Liquid Staking

1. Authorization & Access Control Issues

• Setting Authorized Senders:

  await opContract.setAuthorizedSenders([accounts[0]])

  • Risk: If unauthorized addresses can access or manipulate this function, they could gain control over oracle updates.

  • Mitigation: Ensure that only the contract owner or a specific role can set authorized senders.

2. Oracle Manipulation Risk

• OracleRequest & Fulfillment Flow:

  await opContract.fulfillOracleRequest2(...)

  • Risk: If malicious actors gain control over the oracle input (i.e., fulfillOracleRequest2), they can provide manipulated or incorrect data. This could impact payouts or state updates.

  • Mitigation:

    • Use off-chain data sources with multiple validations (decentralized oracles).

    • Ensure the sender of fulfillOracleRequest2 is verified (like Chainlink node verification).

3. Reentrancy Attack Risk

• Pause and Update Logic:
  Functions such as pauseForUpdate() and requestUpdate() interact with oracle and contract state:

  await oracle.pauseForUpdate()

  await oracle.requestUpdate()

  • Risk: If external calls (like fulfillOracleRequest2) trigger state changes and interact with other contracts, it could allow reentrancy.

  • Mitigation:

    • Use the Checks-Effects-Interactions pattern.

    • Consider using OpenZeppelin’s ReentrancyGuard.

4. Insufficient Block Confirmation Logic

• Block Confirmations in requestUpdate:

  await expect(oracle.requestUpdate()).to.be.revertedWithCustomError(

  oracle,

  'InsufficientBlockConfirmations()'

  )

  • Risk: There may be an assumption about the block confirmation window that could be manipulated by miners (e.g., time-bandit attacks or block reorgs).

  • Mitigation: Consider using time-based checks (like block.timestamp) along with block numbers for stricter validation.

5. Lack of Input Validation

• Encoding and Data Handling:

  ethers.AbiCoder.defaultAbiCoder().encode([...])

  • Risk: If untrusted input gets encoded without proper validation (e.g., bytes32 for IPFS or Merkle values), it could introduce vulnerabilities (e.g., invalid data or storage attacks).

  • Mitigation: Add input validation checks before encoding, especially when using user-provided data.

6. Token Transfer Safety

• WithdrawLink Functionality:

  await oracle.withdrawLink(toEther(20))

  • Risk: If there is no safeguard around who can call withdrawLink, attackers could drain tokens from the contract.

  • Mitigation:

    • Limit access to token withdrawal to specific roles (e.g., only the owner).

    • Consider adding time locks or multi-sig approval processes for withdrawals.

7. Unchecked External Call Return Values

• Fulfillment Calls and External Contracts:
  Calls to fulfillOracleRequest2 and token transfer operations need to handle potential failures:

  await token.transfer(adrs.oracle, toEther(100))

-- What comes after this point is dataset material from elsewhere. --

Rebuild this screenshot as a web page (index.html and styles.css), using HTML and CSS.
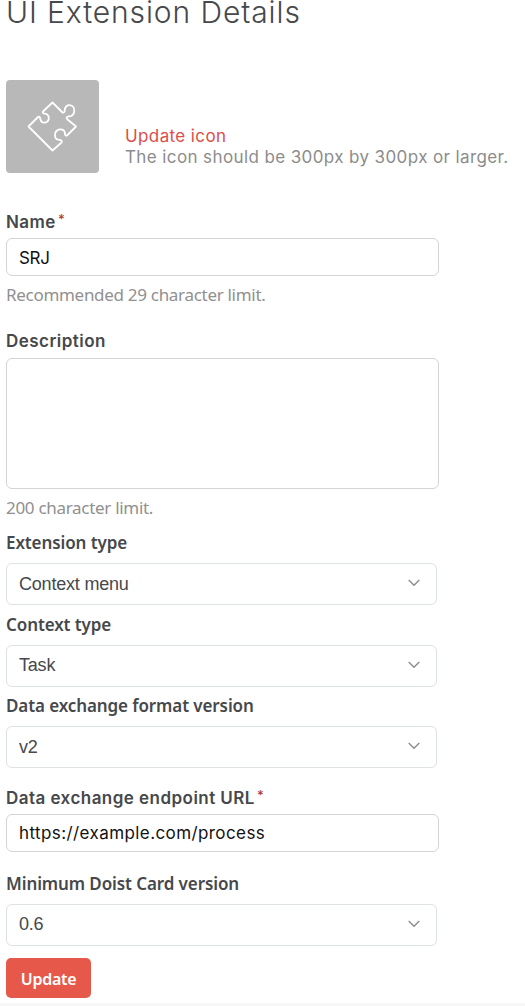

  • Risk: If these external calls silently fail, the contract logic may behave incorrectly.

  • Mitigation:

    • Use try-catch blocks or validate return values from external contract calls.

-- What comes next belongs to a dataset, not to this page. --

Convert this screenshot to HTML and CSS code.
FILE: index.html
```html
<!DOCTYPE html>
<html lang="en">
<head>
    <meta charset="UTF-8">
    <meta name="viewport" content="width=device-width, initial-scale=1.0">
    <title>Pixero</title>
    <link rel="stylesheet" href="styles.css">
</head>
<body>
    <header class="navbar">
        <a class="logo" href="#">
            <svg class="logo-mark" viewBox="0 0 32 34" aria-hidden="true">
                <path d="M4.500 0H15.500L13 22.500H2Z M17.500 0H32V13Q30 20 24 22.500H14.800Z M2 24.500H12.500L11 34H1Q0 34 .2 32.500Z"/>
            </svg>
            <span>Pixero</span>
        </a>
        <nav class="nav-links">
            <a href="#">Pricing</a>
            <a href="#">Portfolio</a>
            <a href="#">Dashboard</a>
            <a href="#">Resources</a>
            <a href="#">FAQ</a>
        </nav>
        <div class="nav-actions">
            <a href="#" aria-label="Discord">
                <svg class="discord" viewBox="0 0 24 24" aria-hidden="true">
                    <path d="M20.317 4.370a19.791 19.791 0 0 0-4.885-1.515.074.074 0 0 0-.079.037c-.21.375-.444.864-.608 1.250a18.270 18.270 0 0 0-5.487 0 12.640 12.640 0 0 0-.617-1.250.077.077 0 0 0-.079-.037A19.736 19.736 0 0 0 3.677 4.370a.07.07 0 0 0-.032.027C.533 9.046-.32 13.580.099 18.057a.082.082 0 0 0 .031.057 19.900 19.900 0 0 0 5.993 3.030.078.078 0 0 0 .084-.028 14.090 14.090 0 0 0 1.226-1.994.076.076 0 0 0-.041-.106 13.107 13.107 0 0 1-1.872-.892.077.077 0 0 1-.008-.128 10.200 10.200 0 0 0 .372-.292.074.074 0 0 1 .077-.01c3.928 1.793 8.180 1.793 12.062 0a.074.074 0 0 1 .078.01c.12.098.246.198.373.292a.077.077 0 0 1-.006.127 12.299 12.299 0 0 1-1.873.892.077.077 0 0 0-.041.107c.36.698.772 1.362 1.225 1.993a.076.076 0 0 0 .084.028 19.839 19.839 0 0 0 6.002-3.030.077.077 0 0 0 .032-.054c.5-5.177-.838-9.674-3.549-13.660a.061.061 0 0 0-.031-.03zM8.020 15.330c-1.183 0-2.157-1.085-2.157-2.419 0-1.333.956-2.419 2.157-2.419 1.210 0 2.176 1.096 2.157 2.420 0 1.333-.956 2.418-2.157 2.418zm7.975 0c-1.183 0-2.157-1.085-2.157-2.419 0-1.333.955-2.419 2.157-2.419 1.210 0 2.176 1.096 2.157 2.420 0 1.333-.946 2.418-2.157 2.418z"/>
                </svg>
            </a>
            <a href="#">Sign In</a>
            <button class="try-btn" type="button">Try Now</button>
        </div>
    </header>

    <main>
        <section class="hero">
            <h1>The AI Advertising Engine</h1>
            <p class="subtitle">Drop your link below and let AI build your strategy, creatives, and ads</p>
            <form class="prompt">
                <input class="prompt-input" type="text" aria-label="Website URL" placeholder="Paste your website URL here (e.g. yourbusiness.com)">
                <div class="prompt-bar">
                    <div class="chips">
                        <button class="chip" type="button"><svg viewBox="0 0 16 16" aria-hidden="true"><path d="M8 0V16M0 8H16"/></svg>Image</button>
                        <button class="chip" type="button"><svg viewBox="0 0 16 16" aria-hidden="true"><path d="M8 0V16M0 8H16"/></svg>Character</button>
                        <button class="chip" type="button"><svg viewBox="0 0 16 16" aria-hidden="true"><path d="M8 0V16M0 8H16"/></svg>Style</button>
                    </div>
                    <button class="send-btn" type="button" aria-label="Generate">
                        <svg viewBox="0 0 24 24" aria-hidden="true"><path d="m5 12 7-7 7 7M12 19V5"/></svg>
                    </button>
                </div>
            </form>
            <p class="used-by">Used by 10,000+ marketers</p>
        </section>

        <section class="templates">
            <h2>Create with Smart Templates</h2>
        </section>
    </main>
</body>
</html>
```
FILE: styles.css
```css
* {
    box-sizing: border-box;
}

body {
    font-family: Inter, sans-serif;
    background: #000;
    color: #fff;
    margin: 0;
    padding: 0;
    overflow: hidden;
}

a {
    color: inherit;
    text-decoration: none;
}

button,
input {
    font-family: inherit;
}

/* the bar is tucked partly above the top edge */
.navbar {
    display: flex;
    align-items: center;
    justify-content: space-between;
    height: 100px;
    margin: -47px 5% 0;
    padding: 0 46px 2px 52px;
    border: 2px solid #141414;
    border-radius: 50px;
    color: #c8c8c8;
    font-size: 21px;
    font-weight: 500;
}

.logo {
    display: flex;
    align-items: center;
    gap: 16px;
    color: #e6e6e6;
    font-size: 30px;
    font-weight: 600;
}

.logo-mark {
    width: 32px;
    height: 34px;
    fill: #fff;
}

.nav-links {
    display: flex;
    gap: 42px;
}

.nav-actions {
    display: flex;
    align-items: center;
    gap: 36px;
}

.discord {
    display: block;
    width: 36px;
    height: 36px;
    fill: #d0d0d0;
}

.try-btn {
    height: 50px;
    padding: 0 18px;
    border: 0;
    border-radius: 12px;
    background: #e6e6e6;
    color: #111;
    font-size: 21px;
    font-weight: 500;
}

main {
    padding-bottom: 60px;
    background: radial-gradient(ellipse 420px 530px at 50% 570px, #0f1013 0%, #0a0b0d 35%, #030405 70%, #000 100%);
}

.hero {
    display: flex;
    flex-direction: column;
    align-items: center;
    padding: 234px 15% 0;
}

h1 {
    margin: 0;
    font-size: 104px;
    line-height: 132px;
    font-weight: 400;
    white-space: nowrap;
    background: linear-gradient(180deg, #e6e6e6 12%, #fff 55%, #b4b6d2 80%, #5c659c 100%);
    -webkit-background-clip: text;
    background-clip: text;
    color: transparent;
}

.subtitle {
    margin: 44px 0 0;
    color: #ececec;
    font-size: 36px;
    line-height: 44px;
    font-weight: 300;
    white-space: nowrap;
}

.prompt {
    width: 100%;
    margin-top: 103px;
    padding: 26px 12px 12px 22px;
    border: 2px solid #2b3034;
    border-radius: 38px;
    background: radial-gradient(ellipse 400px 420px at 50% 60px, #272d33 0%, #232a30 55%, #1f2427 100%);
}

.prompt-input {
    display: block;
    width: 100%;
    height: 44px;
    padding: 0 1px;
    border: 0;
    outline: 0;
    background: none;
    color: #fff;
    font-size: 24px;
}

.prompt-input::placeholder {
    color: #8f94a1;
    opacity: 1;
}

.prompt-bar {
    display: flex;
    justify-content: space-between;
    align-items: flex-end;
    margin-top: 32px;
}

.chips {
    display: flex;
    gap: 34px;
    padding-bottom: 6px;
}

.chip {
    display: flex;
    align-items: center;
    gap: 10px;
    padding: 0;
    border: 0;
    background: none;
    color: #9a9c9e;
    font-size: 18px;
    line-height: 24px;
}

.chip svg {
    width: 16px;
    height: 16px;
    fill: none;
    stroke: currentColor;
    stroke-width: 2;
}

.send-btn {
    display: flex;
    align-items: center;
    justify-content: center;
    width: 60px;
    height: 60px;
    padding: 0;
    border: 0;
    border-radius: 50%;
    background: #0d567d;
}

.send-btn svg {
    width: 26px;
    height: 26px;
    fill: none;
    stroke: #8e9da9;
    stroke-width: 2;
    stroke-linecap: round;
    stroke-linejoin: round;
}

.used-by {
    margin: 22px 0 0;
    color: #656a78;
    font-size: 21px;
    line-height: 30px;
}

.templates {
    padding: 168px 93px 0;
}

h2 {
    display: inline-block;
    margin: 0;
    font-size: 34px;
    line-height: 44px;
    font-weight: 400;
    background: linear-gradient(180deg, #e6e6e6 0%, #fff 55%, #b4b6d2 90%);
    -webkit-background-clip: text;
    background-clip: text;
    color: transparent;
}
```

    • Consider OpenZeppelin’s SafeERC20 wrapper for token transfers.

8. Manual Verification Logic Loophole

• Manual Verification Switch:

  await oracle.toggleManualVerification()

  await expect(oracle.executeManualVerification()).to.be.revertedWithCustomError(

  oracle,

  'NoVerificationPending()'

  )

  • Risk: Improper handling of manual verification state could leave the contract stuck if verification isn’t completed.

  • Mitigation: Ensure that verification steps cannot deadlock the contract’s ability to process further requests.

Summary & Recommendations

While the code appears logically correct, addressing the following areas can help avoid vulnerabilities:

1. Implement role-based access control for sensitive functions (like withdrawals and sender authorization).

2. Validate inputs and handle external call failures gracefully.

3. Mitigate reentrancy risks by following secure design patterns.

4. Check for block manipulation risks using both block numbers and timestamps.

Making these changes will strengthen the overall security of your smart contract system.